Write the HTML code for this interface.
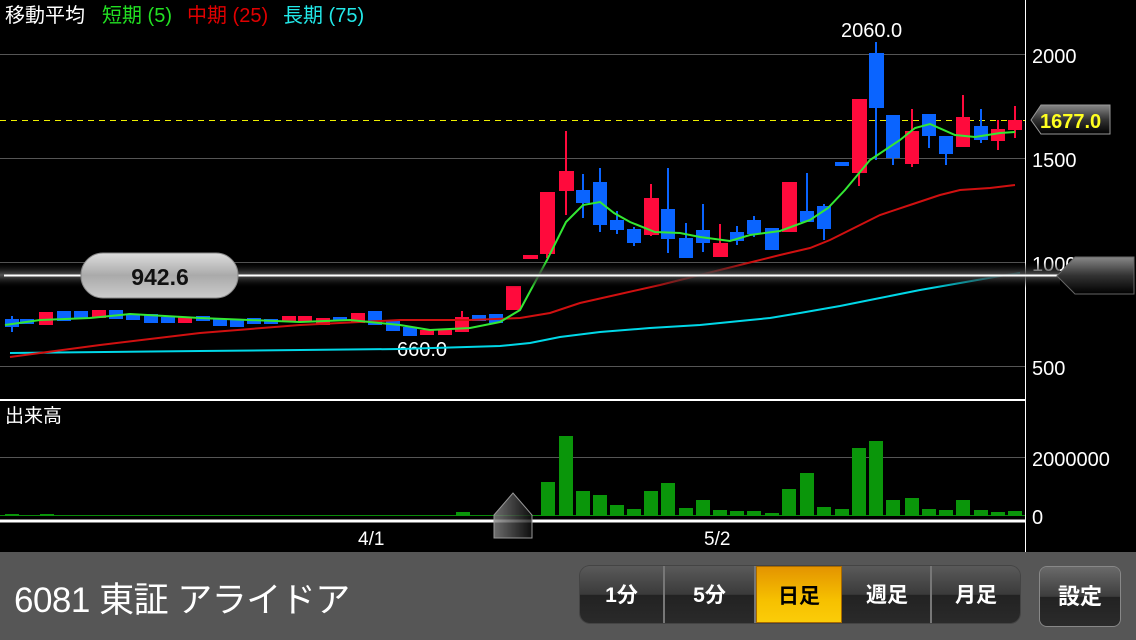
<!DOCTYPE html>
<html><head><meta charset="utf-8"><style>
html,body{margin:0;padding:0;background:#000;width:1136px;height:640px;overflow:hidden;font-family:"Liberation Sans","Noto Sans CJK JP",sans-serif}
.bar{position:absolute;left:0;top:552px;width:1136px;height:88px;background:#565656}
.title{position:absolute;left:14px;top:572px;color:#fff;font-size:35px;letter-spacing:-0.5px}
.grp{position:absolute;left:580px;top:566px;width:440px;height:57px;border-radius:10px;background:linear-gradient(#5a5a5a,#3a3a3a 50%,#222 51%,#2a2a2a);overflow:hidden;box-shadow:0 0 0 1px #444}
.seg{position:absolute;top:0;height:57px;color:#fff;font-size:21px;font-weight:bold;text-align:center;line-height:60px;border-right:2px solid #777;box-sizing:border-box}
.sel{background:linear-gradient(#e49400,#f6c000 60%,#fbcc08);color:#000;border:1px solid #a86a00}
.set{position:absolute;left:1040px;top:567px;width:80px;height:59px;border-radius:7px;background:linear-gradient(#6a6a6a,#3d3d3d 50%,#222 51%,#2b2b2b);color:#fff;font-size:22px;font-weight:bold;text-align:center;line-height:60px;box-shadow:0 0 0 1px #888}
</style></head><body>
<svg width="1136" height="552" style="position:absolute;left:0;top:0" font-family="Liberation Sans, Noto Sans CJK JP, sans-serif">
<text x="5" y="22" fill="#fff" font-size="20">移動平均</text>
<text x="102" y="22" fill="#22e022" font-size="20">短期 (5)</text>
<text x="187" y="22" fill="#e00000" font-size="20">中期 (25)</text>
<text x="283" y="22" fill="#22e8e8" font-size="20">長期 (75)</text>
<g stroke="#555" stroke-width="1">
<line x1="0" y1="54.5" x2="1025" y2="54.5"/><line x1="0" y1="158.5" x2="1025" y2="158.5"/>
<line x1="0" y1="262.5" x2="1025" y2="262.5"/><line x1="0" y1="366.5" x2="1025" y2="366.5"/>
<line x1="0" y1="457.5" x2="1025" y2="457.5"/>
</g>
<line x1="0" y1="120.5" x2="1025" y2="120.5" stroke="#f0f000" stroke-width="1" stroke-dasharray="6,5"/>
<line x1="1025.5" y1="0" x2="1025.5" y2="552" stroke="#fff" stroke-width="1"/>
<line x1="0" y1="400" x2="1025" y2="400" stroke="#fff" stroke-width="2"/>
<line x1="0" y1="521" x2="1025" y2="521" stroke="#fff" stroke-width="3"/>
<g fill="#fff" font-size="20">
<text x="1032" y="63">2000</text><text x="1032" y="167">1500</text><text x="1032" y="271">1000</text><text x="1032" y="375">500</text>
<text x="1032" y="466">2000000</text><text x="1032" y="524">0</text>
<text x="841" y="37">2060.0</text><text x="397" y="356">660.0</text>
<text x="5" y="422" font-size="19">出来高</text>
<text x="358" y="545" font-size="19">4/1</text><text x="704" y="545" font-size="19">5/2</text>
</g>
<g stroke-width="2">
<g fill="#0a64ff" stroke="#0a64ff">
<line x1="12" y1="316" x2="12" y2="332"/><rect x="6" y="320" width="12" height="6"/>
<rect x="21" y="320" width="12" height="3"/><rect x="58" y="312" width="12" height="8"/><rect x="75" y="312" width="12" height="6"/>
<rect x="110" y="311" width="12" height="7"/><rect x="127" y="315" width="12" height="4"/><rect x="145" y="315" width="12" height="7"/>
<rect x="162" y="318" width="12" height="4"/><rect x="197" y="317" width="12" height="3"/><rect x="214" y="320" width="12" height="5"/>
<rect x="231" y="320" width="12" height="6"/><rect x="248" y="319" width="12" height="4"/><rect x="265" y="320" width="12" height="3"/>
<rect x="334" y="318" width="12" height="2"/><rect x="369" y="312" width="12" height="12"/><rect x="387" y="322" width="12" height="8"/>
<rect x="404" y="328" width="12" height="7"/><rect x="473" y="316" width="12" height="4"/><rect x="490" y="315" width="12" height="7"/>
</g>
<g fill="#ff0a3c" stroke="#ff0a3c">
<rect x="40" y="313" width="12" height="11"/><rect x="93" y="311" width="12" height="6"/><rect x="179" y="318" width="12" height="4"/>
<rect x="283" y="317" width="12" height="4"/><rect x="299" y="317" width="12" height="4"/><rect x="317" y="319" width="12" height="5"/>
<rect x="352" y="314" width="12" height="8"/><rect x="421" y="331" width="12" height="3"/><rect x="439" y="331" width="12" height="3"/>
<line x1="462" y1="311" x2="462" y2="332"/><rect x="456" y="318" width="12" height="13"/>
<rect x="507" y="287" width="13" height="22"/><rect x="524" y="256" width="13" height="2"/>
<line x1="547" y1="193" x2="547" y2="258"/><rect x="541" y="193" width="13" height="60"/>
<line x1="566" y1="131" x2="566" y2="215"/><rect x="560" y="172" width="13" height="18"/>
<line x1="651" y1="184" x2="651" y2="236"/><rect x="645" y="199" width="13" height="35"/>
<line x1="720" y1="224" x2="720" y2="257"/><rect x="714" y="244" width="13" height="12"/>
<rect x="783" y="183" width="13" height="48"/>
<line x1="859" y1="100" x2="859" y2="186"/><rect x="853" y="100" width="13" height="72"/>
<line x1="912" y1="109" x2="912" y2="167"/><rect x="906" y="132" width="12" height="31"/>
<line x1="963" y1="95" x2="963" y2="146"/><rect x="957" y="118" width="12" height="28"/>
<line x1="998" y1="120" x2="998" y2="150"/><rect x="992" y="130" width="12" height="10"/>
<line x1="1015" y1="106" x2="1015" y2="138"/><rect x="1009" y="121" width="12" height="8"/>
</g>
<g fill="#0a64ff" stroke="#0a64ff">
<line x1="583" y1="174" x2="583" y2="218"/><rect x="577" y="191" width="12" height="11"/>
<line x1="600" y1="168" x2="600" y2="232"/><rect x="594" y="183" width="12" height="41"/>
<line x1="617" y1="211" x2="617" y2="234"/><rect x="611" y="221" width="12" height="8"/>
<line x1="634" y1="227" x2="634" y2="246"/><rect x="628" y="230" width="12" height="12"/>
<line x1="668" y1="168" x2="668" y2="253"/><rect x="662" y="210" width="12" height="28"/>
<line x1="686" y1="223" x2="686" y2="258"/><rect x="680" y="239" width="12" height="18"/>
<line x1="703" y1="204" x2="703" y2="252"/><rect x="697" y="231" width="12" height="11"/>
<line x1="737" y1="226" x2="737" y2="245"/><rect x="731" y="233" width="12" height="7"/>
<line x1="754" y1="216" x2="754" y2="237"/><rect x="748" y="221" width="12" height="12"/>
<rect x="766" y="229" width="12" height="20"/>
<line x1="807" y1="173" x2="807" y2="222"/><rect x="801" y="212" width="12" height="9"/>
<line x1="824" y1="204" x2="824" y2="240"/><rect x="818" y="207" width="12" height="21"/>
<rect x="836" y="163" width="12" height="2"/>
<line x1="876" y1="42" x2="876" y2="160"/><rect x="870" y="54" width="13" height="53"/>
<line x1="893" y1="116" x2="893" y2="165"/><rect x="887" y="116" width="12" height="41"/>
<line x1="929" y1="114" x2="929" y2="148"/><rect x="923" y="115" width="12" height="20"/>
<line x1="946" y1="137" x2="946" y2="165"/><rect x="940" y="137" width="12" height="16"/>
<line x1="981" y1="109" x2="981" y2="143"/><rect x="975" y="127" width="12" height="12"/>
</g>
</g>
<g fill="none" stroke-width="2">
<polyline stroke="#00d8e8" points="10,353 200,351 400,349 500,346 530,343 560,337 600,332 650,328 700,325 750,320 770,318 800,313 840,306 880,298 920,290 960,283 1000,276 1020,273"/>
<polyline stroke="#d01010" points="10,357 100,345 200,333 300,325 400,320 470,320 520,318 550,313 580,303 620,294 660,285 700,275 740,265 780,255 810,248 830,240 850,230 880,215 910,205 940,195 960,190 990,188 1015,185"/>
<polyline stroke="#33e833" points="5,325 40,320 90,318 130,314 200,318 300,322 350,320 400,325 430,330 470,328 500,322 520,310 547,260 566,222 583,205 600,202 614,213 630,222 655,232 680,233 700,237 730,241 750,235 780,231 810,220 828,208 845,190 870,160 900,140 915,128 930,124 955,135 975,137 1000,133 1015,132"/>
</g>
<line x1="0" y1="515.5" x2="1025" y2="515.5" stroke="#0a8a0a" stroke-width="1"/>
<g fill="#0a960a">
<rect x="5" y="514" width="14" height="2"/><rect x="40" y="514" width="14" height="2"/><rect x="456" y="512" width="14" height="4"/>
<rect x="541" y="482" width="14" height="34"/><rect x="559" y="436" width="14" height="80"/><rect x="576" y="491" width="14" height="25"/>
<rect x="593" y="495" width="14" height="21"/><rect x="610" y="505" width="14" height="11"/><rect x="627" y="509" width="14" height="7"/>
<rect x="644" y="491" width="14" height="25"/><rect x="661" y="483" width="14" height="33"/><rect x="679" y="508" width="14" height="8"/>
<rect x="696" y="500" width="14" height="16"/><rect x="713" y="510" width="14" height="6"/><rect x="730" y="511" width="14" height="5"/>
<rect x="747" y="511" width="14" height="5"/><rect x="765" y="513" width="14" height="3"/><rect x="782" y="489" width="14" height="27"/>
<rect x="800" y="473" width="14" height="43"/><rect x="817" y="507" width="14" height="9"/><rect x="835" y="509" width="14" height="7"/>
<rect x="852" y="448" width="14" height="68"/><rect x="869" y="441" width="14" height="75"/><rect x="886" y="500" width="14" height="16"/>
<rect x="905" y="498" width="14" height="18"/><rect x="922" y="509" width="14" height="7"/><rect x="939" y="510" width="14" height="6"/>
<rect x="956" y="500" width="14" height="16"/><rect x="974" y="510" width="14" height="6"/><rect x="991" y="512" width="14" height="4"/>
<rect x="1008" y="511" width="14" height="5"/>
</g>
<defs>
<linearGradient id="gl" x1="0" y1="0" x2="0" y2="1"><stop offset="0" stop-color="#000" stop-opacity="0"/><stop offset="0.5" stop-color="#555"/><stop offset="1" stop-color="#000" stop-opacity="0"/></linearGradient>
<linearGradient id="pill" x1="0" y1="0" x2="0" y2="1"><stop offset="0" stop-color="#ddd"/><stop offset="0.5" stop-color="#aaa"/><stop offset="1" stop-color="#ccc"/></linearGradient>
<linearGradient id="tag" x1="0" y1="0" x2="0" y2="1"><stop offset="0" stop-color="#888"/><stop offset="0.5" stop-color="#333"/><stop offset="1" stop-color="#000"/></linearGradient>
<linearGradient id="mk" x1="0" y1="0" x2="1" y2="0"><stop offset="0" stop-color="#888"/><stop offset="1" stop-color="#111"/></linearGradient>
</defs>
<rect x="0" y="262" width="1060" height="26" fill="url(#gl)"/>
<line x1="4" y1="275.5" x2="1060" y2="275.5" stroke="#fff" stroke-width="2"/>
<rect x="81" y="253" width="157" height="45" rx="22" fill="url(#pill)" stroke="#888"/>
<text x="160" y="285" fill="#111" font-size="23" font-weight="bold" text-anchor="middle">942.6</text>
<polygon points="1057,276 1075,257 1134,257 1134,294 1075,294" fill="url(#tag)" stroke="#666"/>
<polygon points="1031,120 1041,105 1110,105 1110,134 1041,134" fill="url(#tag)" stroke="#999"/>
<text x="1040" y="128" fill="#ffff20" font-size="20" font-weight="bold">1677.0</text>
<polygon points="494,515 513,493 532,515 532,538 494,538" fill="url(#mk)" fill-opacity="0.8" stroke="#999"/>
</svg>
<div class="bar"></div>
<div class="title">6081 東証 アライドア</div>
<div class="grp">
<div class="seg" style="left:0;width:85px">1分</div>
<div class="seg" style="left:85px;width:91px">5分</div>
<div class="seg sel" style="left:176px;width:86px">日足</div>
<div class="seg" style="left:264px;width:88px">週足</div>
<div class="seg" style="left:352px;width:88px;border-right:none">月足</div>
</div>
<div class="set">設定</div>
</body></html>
---
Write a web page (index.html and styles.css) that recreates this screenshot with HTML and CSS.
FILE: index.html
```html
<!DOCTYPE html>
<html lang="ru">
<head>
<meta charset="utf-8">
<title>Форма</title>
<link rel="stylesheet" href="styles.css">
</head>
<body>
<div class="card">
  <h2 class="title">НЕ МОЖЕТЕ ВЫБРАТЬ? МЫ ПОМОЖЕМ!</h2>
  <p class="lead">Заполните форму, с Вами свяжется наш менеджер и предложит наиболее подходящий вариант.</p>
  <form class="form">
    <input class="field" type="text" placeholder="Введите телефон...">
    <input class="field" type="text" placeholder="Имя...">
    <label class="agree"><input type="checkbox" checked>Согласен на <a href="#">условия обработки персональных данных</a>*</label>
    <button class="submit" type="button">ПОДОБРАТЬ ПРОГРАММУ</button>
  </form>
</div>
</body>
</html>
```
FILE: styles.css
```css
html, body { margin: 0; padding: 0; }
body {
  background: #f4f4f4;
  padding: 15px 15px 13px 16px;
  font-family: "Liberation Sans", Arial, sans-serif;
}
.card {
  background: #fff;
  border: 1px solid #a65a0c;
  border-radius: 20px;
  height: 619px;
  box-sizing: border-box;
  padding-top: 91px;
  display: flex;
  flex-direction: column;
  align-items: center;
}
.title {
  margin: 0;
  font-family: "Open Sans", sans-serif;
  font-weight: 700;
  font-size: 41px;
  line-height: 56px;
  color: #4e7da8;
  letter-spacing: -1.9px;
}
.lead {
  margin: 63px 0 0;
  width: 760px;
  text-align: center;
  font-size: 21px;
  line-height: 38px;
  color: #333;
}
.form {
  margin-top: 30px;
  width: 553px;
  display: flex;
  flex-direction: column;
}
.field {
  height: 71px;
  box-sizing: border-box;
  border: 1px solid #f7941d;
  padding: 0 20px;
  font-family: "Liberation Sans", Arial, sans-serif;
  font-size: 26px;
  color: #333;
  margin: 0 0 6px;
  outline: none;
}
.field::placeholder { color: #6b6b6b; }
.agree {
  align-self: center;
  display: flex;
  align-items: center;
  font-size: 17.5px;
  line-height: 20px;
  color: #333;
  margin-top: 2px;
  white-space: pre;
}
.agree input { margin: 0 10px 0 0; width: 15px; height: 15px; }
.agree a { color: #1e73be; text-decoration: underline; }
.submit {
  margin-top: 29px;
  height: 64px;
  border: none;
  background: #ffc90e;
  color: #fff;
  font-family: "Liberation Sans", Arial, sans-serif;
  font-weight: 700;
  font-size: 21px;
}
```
---
> **Direction**: Pull out all lines containing the word "Write" from the entries above.

> **Exercise output**:
Write the HTML code for this interface.
Write a web page (index.html and styles.css) that recreates this screenshot with HTML and CSS.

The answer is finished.